Web page code records:
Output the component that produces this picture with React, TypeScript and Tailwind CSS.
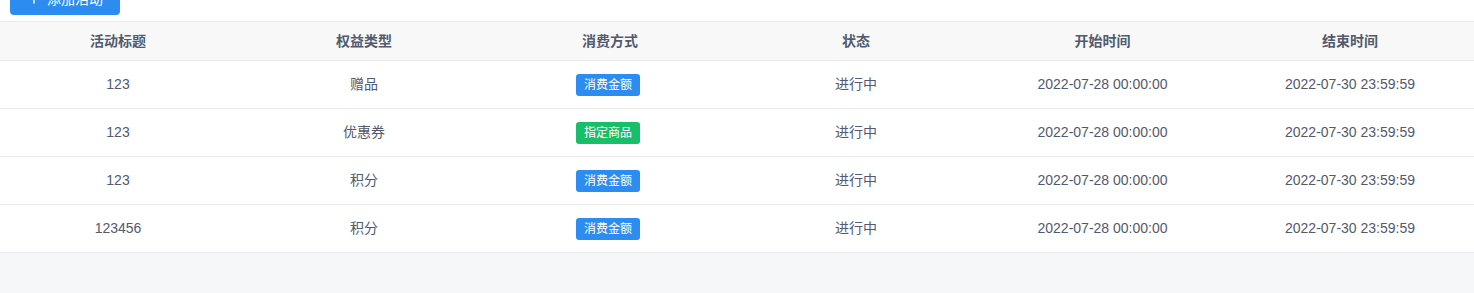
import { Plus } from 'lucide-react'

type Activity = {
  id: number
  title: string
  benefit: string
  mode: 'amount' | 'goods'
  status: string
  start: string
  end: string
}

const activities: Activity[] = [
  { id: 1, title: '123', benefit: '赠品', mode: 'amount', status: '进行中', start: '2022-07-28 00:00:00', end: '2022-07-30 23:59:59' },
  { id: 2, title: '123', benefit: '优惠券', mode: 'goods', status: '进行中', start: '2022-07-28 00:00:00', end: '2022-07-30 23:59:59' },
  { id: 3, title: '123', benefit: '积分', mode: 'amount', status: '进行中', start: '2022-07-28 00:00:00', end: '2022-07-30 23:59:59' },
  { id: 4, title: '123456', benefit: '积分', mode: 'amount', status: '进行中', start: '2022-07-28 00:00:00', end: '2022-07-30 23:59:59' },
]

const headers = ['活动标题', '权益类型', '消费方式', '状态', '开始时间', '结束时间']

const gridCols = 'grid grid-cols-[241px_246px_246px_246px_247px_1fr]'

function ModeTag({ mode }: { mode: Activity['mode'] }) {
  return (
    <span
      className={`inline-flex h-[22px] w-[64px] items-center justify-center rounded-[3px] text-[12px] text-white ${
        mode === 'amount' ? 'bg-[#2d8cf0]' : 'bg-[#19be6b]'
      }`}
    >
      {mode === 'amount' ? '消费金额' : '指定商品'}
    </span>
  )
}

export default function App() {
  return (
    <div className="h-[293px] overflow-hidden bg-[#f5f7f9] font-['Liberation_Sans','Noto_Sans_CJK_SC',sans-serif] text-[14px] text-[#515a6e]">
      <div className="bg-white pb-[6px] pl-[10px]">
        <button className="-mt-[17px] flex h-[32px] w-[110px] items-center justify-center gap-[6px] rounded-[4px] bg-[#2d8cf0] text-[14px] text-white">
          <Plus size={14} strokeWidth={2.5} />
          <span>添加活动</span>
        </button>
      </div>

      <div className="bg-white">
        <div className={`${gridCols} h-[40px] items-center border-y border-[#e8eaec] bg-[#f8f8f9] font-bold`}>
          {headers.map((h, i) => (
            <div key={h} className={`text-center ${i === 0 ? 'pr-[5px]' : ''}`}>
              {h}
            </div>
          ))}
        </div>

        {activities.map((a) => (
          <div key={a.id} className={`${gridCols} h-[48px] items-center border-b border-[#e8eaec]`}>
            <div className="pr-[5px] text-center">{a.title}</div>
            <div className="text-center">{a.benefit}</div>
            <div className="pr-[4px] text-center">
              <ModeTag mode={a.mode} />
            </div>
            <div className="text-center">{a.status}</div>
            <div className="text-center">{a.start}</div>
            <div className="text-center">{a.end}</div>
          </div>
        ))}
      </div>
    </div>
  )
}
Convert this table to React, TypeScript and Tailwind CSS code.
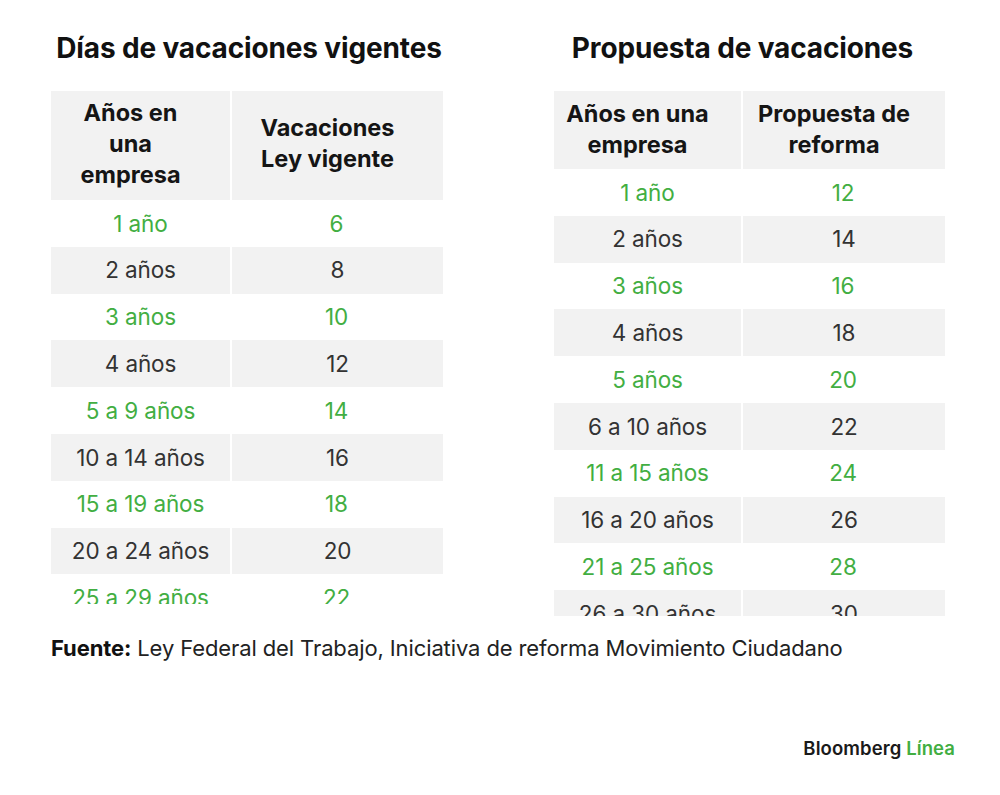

==

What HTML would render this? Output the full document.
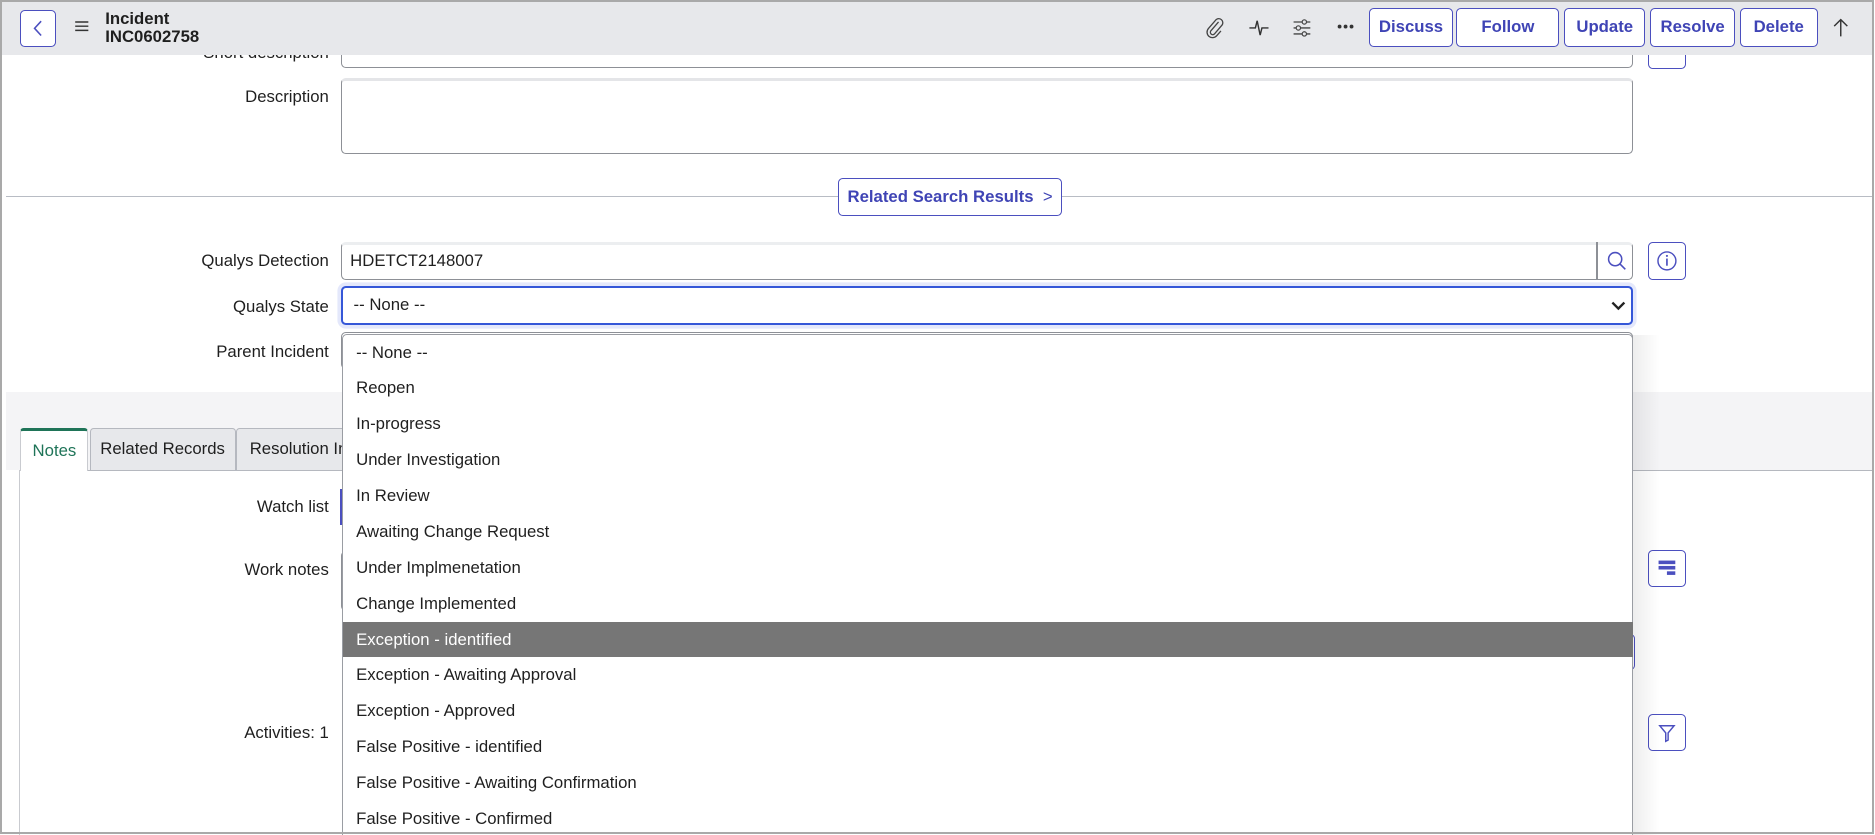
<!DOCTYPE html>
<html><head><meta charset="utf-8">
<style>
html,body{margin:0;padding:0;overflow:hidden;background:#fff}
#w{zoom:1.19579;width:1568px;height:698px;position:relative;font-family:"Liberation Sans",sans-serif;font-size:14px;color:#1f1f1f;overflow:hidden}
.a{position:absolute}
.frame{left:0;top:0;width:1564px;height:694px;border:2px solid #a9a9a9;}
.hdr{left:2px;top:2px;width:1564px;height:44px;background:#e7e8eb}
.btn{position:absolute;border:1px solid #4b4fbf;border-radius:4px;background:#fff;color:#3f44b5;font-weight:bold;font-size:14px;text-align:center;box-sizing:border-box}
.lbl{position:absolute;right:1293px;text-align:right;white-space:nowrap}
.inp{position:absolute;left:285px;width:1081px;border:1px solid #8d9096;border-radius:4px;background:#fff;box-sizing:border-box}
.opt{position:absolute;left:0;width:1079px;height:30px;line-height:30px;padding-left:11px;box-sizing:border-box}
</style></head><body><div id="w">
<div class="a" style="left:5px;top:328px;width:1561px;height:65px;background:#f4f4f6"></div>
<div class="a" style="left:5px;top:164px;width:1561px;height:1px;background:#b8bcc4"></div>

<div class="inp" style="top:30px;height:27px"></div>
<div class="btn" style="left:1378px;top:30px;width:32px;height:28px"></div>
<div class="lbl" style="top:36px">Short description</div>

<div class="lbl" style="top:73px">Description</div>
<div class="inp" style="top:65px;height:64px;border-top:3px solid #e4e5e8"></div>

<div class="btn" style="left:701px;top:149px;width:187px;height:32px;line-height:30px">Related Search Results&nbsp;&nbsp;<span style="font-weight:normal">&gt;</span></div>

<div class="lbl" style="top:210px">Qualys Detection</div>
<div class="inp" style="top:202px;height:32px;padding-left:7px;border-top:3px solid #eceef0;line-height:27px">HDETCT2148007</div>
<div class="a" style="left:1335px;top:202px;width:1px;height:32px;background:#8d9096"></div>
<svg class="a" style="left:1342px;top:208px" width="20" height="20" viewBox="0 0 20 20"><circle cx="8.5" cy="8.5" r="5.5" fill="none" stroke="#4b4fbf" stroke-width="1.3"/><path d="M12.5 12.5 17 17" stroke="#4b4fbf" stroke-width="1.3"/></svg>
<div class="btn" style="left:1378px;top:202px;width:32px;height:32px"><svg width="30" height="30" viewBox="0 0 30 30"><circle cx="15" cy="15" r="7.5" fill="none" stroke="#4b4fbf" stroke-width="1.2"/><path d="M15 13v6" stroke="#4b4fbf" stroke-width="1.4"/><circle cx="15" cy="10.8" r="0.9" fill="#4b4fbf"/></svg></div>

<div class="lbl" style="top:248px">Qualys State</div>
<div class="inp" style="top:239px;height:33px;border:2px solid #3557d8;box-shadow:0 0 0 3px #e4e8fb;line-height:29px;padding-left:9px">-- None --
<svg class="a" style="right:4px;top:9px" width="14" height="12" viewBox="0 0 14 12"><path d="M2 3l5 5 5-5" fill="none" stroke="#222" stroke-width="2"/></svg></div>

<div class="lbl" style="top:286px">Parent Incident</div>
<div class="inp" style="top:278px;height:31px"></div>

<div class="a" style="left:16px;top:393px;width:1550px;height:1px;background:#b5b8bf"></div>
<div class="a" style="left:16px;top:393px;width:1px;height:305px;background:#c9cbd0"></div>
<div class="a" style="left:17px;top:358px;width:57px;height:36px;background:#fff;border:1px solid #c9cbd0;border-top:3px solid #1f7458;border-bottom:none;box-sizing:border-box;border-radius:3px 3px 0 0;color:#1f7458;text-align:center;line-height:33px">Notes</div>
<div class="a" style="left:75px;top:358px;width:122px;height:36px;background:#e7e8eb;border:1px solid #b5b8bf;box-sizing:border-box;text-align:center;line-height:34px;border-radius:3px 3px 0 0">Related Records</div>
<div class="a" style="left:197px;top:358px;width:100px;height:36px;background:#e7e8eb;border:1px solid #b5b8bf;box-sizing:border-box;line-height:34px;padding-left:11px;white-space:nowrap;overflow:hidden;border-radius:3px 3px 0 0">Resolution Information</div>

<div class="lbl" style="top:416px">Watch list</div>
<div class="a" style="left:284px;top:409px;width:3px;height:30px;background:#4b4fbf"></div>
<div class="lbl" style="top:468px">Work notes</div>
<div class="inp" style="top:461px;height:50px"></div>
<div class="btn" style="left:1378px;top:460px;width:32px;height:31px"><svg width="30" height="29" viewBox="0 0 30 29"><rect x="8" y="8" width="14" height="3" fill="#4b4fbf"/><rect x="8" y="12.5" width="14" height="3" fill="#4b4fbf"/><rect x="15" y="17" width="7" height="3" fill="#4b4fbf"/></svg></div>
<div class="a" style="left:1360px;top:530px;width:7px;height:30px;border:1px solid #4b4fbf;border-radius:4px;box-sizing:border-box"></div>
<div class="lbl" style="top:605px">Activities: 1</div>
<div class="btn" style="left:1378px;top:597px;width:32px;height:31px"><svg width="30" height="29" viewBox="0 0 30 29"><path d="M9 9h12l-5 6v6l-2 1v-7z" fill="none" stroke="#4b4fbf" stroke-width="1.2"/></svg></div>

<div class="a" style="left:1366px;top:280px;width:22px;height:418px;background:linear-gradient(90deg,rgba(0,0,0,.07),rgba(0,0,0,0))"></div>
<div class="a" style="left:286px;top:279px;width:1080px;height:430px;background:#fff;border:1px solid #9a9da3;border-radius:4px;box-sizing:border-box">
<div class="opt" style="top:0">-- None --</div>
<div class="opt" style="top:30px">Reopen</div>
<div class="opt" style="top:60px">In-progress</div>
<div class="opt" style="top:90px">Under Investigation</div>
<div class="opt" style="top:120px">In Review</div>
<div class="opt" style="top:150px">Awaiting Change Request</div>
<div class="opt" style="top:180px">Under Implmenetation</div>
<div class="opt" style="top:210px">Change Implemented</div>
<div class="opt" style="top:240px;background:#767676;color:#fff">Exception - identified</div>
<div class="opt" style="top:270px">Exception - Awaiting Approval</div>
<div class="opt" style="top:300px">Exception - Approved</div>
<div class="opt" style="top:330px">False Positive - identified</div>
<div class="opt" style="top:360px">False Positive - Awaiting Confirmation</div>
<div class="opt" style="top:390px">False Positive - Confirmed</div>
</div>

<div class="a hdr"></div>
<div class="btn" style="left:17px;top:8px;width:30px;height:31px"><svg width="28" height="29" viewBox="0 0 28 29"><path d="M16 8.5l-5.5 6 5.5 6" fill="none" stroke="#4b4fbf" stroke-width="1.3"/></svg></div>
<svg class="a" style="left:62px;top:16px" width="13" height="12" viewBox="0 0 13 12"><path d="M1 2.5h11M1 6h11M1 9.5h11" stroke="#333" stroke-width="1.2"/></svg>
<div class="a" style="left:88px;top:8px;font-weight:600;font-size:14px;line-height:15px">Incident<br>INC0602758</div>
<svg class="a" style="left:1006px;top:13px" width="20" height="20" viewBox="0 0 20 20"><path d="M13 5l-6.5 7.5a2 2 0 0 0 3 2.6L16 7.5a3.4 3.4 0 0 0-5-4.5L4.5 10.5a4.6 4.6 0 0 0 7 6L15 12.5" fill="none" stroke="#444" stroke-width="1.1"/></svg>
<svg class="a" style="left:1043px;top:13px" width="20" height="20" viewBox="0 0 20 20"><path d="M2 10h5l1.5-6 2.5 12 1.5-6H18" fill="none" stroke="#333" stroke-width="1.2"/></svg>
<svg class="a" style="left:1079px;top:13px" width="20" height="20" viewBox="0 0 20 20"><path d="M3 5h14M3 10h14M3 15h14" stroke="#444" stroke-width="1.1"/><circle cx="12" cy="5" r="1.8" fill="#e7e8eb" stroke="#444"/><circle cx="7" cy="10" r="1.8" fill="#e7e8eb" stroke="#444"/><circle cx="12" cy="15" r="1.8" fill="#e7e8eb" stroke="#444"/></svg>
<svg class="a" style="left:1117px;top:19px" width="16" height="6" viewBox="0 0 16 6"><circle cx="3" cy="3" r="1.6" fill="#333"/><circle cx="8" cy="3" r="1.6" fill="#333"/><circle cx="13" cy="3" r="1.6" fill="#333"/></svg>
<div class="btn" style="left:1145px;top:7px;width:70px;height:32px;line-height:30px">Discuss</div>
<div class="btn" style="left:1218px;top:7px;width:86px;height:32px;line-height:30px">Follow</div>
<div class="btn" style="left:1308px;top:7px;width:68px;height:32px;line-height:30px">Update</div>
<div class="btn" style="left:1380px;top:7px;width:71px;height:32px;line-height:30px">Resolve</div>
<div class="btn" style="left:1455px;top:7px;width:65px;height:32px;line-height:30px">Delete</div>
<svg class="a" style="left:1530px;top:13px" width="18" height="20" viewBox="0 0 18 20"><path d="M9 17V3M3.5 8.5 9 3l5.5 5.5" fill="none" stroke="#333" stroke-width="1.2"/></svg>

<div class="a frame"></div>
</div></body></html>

▶ [TASK DESCRIPTION] Without the pictures, give again exactly the lines above starting at the line containing "Output the component" and ending at the line containing "const gridCols = 'grid".

▶ [RIGHT ANSWER]
Output the component that produces this picture with React, TypeScript and Tailwind CSS.
import { Plus } from 'lucide-react'

type Activity = {
  id: number
  title: string
  benefit: string
  mode: 'amount' | 'goods'
  status: string
  start: string
  end: string
}

const activities: Activity[] = [
  { id: 1, title: '123', benefit: '赠品', mode: 'amount', status: '进行中', start: '2022-07-28 00:00:00', end: '2022-07-30 23:59:59' },
  { id: 2, title: '123', benefit: '优惠券', mode: 'goods', status: '进行中', start: '2022-07-28 00:00:00', end: '2022-07-30 23:59:59' },
  { id: 3, title: '123', benefit: '积分', mode: 'amount', status: '进行中', start: '2022-07-28 00:00:00', end: '2022-07-30 23:59:59' },
  { id: 4, title: '123456', benefit: '积分', mode: 'amount', status: '进行中', start: '2022-07-28 00:00:00', end: '2022-07-30 23:59:59' },
]

const headers = ['活动标题', '权益类型', '消费方式', '状态', '开始时间', '结束时间']

const gridCols = 'grid grid-cols-[241px_246px_246px_246px_247px_1fr]'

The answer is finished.